By the way. The staff are subject to abuse and difficult people daily. I don't believe the staff would act in such a way. I suspect you are holding back the real events.. Did you get angry at all?
- Andrew, Birmingham
I am afraid that an almost carbon copy incident occurred to me almost 30 years ago when it was, er, state owned, nationalised etc. It may indeed have been the same employee transferred under the transfer of undertakings laws introduced not long after, as the language was almost exactly the same. The big problem is not whether something is state owned or privately - it is whether those who are providing the "service" sense that you as the client have few (if any) alternatives. Once they have you, they will behave like tinpot dictators - it is, I'm afraid, the essence of monopoly provision. Remember the film Genevieve, Andrew? About a vintage car race and made just at the end of the rationing era. Arriving in Brighton, covered in oil and dirt, the American wife of one of the racers asked where the bathroom was. She was told that hot water was provided between some ridiculous times for about half an hour. When she expressed exasperation, she was told primly by a hotel manageress played by Joyce Grenfell: "no one has ever complained before" and made to feel small...the characters in those films were indeed saying in a "naice" way "there's no hot water
- Damian Hockney, London, UK
Of course you know that nobody had reserved the bike spaces at Birmingham International or Coventry do you Andrew? Perhaps there was no available space after all.
- Peter, Warwickshire
You seem to know the rules about bikes on trains, "Strictly speaking, you need a reservation to use them" and "Now I've been kicked off half empty trains before for the crime of bringing a bike", so why are you surprised when the guard who is in charge, tells you you are not allowed to travel if you don't have a reserved space. Once bitten twice shy! The geezers doing her or his job. And, you left it until the very last train to risk getting on against the rules, and you wonder that you found yourself stranded.

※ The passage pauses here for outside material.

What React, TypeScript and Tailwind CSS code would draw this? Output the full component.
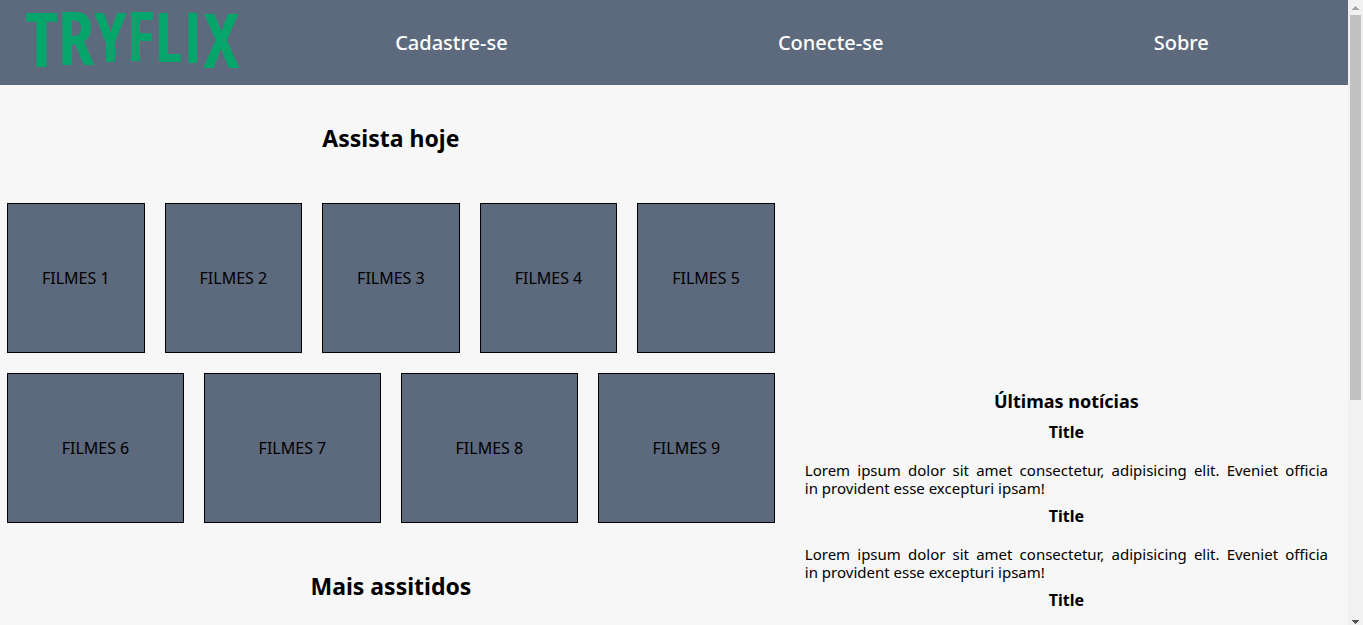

I agree about the old days though, with much derided British Rail you had a separate carriage van for bikes and big stuff. BTW what was the name and number of the cab firm that wasn't much more than the train so I can use em when I go to West Mids please?
Finally, I trust your diligent reporting of these events is more accurate than your past journalistic forays.
Chuckle.
- Jack, London, England
I used to get the train from Reading to Staines, run by South West trains, and they had a very casual policy of not bringing bikes on trains before 10am or something like that, it was very casual. However there would be the occasional morning when they would send gangs of guards onto the trains when it stopped at Bracknell and insist all the people with bikes got off the trains. Usually I just refused to shift and told them I had a valid ticket and needed to get to work. A bit of belligerence and assistance from fellow passengers saying they didn't mind my bike being there usually did the trick and I was left alone. It wasn't a particularly pleasant experience though and being a tiny woman being intimidated by a gang of burly ticket inspectors wasn't the best way to start the day. And really it is not very joined up, integrated transport type of thinking.
- L K, Reading
By comparison, the staff on the suburban trains are great - we watched a female ticket collector help an old lady who was struggling with an awkward parcel on to the train and in to a seat - lovely, caring young lady. In two years on infrequent travel, on each journey the staff have been friendly, helpful and courteous.
- Kiwi Expat, London, UK
Does that mean you don't want private train companies, and would like full nationalisation of the railways Andrew?
- Barry L Smith, London
I'm glad that Virgin Staff have very high standards of accuracy.
- Carl, London
'they are run, at all levels, by incompetent authoritarians'
You haven't lost your talent for a sweeping smear then Andy.
- Adam, London
And we are going to give a State Funeral to Thatcher?
- Chris Davies, Stalybridge UK
Naturally, Mr. Gilligan remained calm and composed throughout the exchange, didn't get on his high horse and go on a tirade along the lines of "Do you know who I am?"
Maybe this had nothing to do with the bicycle; maybe the train guard was familiar with Mr. Gilligan's writing and seized upon the opportunity to inconvenience him?
- Mark Le, Vauxhall
Dear Andrew,
You are absolutely spot on. They are rude, lazy and incompetent. Especially in Birmingham where I have to visit every month. The staff (majority not all) are also very rude.
I hope you remember the name of the employee. You should make an example of him. Last week a poor man ran down the stairs and made a mad dash into the train. A virgin attendant yelled at the top of his voice and began shouting and swearing like a madman. I couldn't believe what I was seeing/hearing.
The guy who was rude to you wasn't a tall, lanky guy was he?
- Arnie, London
Its a metaphor for the kind of country we've become.
- Julian Fountain, London, UK
At last a Gilligan article I agree with! The railways in this country are broken and will never fulfil their potential! I guess we've got the Tories to thank for that and they look like getting voted back in!